One of the motivations for this trend is the desire to increase performance without increasing clock rates and, by extension, power demands. "We'd rather have 10 processors at 100 MHz than use a gigahertz machine," Payne says. "The gigahertz machine needs a relatively high supply voltage, while the 100-MHz devices can run at a minimum voltage." Because power varies with the square of the voltage, keeping the voltage down more than offsets the power demands of the added circuitry.

The desire to increase performance is also affecting the nature of the signal processing elements. They are becoming simpler and more focused. "Rather than time-share a fast machine, use lots of simpler dedicated machines, computing in space rather than with time sequencing," Payne says. Designers would use these simplified processors to handle individual signal-processing tasks, each working on its own data stream. The design would employ as many processing elements as needed to handle the application.

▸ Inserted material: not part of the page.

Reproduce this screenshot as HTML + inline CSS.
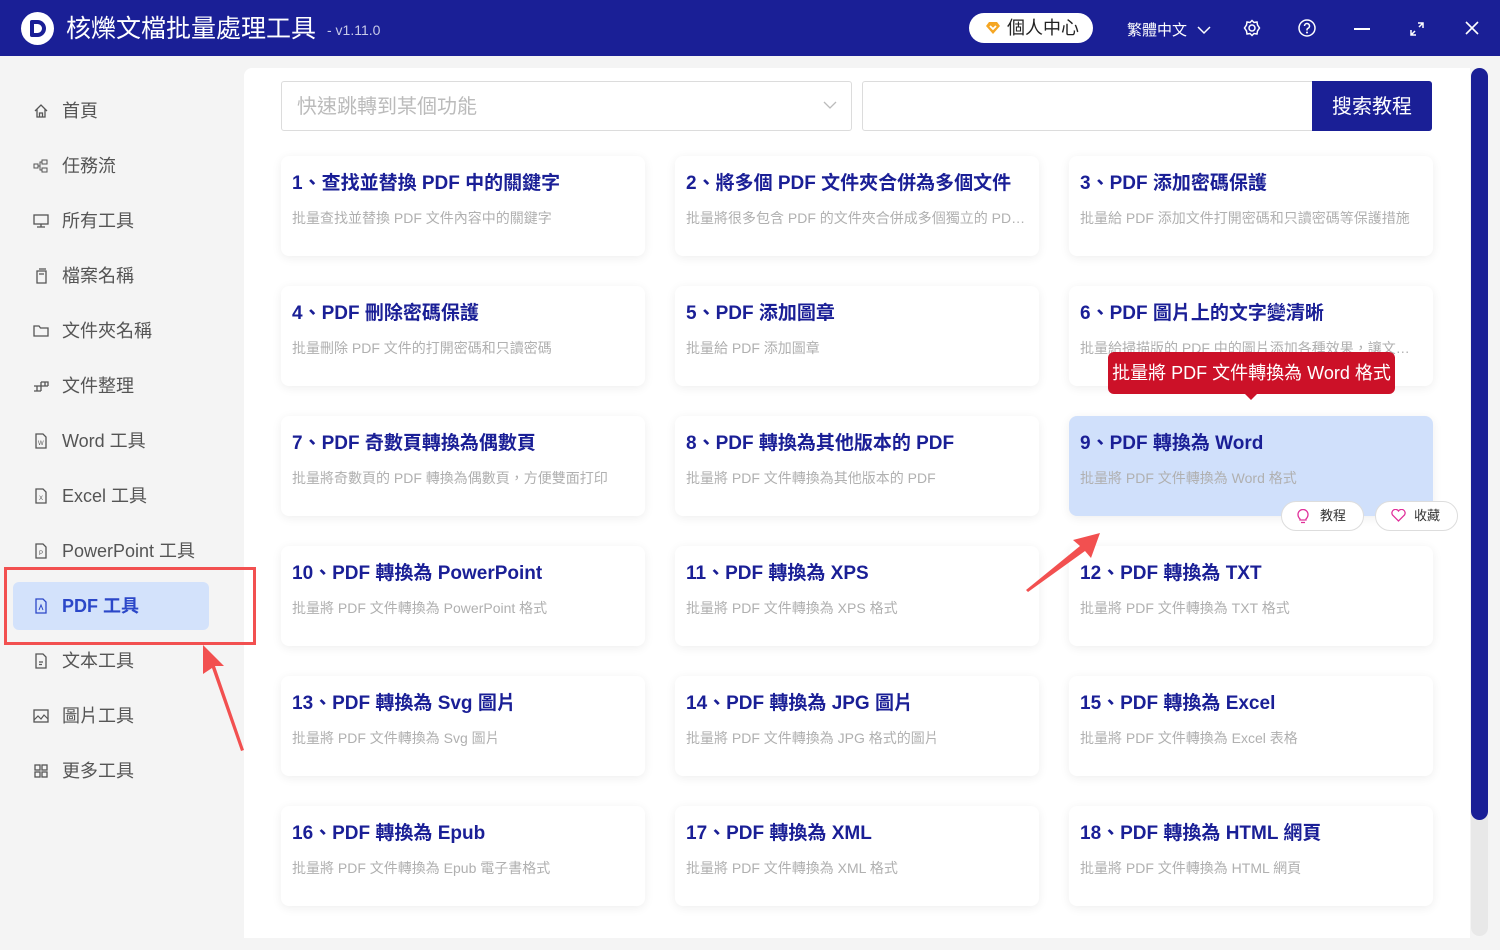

Some of the newest architectures starting to enter the market are embracing this approach, providing a controller core with a collection of configurable signal processing elements in a single chip. Elixent, for instance, combines a RISC CPU with an array of 4-bit ALUs (arithmetic logic units) in its D-Fabrix device. Intrinsity offers a MIPS core with a configurable matrix computation engine in its FastMath adaptive signal processor. Chameleon Systems has an ARC core with a collection of 108 computational units in its reconfigurable communications processor.

While the emergence of these new architectures underscores the continued viability of the separate-processor approach for designs with both control and signal-processing needs, it does not necessarily signal a demise for any of the alternatives. Whether it's a dual core, enhanced DSP, RISC with MAC, or blended architecture, all of the products remain viable for certain classes of applications. "The market is broad, and there will be an area where each approach fits," notes LSI Logic's Carlson. "It always comes down to performance, power, price, and ease-of-use," adds TI's Soukup. "And having the right processor for the right task supports all of these."